◆ **STATED TASK**
Without the images, write out the whole listing exactly.

==== AVAILABLE DATA ====

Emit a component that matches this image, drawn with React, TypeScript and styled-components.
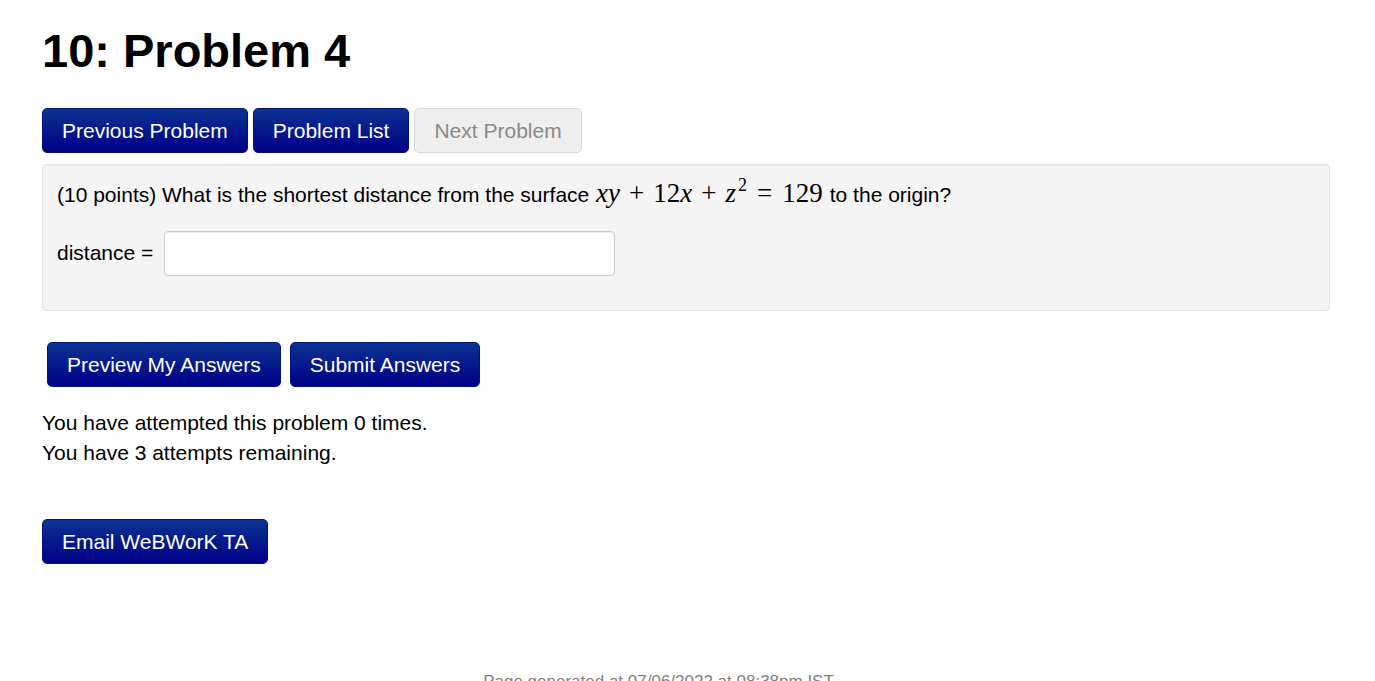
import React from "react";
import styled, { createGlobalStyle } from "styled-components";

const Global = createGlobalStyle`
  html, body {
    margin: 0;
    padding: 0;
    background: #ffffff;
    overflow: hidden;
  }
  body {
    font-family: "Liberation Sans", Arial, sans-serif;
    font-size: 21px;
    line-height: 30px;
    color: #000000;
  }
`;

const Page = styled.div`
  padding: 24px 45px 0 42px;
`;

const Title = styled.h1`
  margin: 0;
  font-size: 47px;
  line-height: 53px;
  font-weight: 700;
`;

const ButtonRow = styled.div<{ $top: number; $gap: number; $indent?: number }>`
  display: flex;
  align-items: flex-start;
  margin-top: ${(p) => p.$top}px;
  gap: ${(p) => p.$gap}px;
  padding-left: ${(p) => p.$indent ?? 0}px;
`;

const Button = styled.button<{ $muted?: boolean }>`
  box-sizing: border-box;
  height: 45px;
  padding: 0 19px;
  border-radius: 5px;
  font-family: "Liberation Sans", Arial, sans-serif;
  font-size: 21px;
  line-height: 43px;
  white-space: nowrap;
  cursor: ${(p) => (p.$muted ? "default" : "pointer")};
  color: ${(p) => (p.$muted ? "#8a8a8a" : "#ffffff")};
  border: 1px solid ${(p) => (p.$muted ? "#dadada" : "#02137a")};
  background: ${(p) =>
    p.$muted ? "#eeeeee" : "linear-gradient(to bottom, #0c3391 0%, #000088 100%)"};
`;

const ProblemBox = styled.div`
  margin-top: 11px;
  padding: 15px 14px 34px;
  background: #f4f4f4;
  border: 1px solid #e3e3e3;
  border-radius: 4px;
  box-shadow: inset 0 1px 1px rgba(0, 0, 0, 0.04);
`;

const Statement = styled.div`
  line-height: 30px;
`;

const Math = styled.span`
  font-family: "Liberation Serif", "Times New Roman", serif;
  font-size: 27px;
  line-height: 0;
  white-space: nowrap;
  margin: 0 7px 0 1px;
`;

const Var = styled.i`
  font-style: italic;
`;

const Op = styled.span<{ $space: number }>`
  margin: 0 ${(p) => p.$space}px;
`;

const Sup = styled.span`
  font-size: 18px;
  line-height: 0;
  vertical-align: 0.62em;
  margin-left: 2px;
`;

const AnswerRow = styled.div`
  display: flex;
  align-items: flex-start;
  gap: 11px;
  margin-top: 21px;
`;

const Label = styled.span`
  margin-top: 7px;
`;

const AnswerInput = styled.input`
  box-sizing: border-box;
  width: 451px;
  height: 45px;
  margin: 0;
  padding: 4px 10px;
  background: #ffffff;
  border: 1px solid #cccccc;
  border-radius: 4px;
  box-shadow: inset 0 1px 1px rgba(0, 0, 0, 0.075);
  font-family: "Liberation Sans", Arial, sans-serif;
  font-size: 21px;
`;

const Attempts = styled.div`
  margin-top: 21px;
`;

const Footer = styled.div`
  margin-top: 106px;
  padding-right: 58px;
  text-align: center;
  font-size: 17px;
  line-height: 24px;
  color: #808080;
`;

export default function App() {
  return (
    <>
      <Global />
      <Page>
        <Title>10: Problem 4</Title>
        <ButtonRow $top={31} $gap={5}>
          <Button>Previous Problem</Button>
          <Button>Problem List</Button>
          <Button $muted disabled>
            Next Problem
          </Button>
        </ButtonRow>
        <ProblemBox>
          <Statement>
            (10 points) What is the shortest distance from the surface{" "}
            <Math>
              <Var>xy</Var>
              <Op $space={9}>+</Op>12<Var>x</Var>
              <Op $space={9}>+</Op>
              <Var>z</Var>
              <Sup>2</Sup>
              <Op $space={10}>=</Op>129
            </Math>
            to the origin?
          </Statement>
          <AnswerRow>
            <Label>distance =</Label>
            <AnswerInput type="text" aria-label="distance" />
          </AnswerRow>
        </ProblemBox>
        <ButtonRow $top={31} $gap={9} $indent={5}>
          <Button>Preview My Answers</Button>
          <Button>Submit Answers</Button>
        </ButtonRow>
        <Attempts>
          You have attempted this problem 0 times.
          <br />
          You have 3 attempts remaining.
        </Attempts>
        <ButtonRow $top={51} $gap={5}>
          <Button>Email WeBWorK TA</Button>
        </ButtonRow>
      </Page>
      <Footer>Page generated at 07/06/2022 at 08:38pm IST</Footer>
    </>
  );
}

====

◆ **OUTPUT BELOW**
Emit a component that matches this image, drawn with React, TypeScript and styled-components.
import React from "react";
import styled, { createGlobalStyle } from "styled-components";

const Global = createGlobalStyle`
  html, body {
    margin: 0;
    padding: 0;
    background: #ffffff;
    overflow: hidden;
  }
  body {
    font-family: "Liberation Sans", Arial, sans-serif;
    font-size: 21px;
    line-height: 30px;
    color: #000000;
  }
`;

const Page = styled.div`
  padding: 24px 45px 0 42px;
`;

const Title = styled.h1`
  margin: 0;
  font-size: 47px;
  line-height: 53px;
  font-weight: 700;
`;

const ButtonRow = styled.div<{ $top: number; $gap: number; $indent?: number }>`
  display: flex;
  align-items: flex-start;
  margin-top: ${(p) => p.$top}px;
  gap: ${(p) => p.$gap}px;
  padding-left: ${(p) => p.$indent ?? 0}px;
`;

const Button = styled.button<{ $muted?: boolean }>`
  box-sizing: border-box;
  height: 45px;
  padding: 0 19px;
  border-radius: 5px;
  font-family: "Liberation Sans", Arial, sans-serif;
  font-size: 21px;
  line-height: 43px;
  white-space: nowrap;
  cursor: ${(p) => (p.$muted ? "default" : "pointer")};
  color: ${(p) => (p.$muted ? "#8a8a8a" : "#ffffff")};
  border: 1px solid ${(p) => (p.$muted ? "#dadada" : "#02137a")};
  background: ${(p) =>
    p.$muted ? "#eeeeee" : "linear-gradient(to bottom, #0c3391 0%, #000088 100%)"};
`;

const ProblemBox = styled.div`
  margin-top: 11px;
  padding: 15px 14px 34px;
  background: #f4f4f4;
  border: 1px solid #e3e3e3;
  border-radius: 4px;
  box-shadow: inset 0 1px 1px rgba(0, 0, 0, 0.04);
`;

const Statement = styled.div`
  line-height: 30px;
`;

const Math = styled.span`
  font-family: "Liberation Serif", "Times New Roman", serif;
  font-size: 27px;
  line-height: 0;
  white-space: nowrap;
  margin: 0 7px 0 1px;
`;

const Var = styled.i`
  font-style: italic;
`;

const Op = styled.span<{ $space: number }>`
  margin: 0 ${(p) => p.$space}px;
`;

const Sup = styled.span`
  font-size: 18px;
  line-height: 0;
  vertical-align: 0.62em;
  margin-left: 2px;
`;

const AnswerRow = styled.div`
  display: flex;
  align-items: flex-start;
  gap: 11px;
  margin-top: 21px;
`;

const Label = styled.span`
  margin-top: 7px;
`;

const AnswerInput = styled.input`
  box-sizing: border-box;
  width: 451px;
  height: 45px;
  margin: 0;
  padding: 4px 10px;
  background: #ffffff;
  border: 1px solid #cccccc;
  border-radius: 4px;
  box-shadow: inset 0 1px 1px rgba(0, 0, 0, 0.075);
  font-family: "Liberation Sans", Arial, sans-serif;
  font-size: 21px;
`;

const Attempts = styled.div`
  margin-top: 21px;
`;

const Footer = styled.div`
  margin-top: 106px;
  padding-right: 58px;
  text-align: center;
  font-size: 17px;
  line-height: 24px;
  color: #808080;
`;

export default function App() {
  return (
    <>
      <Global />
      <Page>
        <Title>10: Problem 4</Title>
        <ButtonRow $top={31} $gap={5}>
          <Button>Previous Problem</Button>
          <Button>Problem List</Button>
          <Button $muted disabled>
            Next Problem
          </Button>
        </ButtonRow>
        <ProblemBox>
          <Statement>
            (10 points) What is the shortest distance from the surface{" "}
            <Math>
              <Var>xy</Var>
              <Op $space={9}>+</Op>12<Var>x</Var>
              <Op $space={9}>+</Op>
              <Var>z</Var>
              <Sup>2</Sup>
              <Op $space={10}>=</Op>129
            </Math>
            to the origin?
          </Statement>
          <AnswerRow>
            <Label>distance =</Label>
            <AnswerInput type="text" aria-label="distance" />
          </AnswerRow>
        </ProblemBox>
        <ButtonRow $top={31} $gap={9} $indent={5}>
          <Button>Preview My Answers</Button>
          <Button>Submit Answers</Button>
        </ButtonRow>
        <Attempts>
          You have attempted this problem 0 times.
          <br />
          You have 3 attempts remaining.
        </Attempts>
        <ButtonRow $top={51} $gap={5}>
          <Button>Email WeBWorK TA</Button>
        </ButtonRow>
      </Page>
      <Footer>Page generated at 07/06/2022 at 08:38pm IST</Footer>
    </>
  );
}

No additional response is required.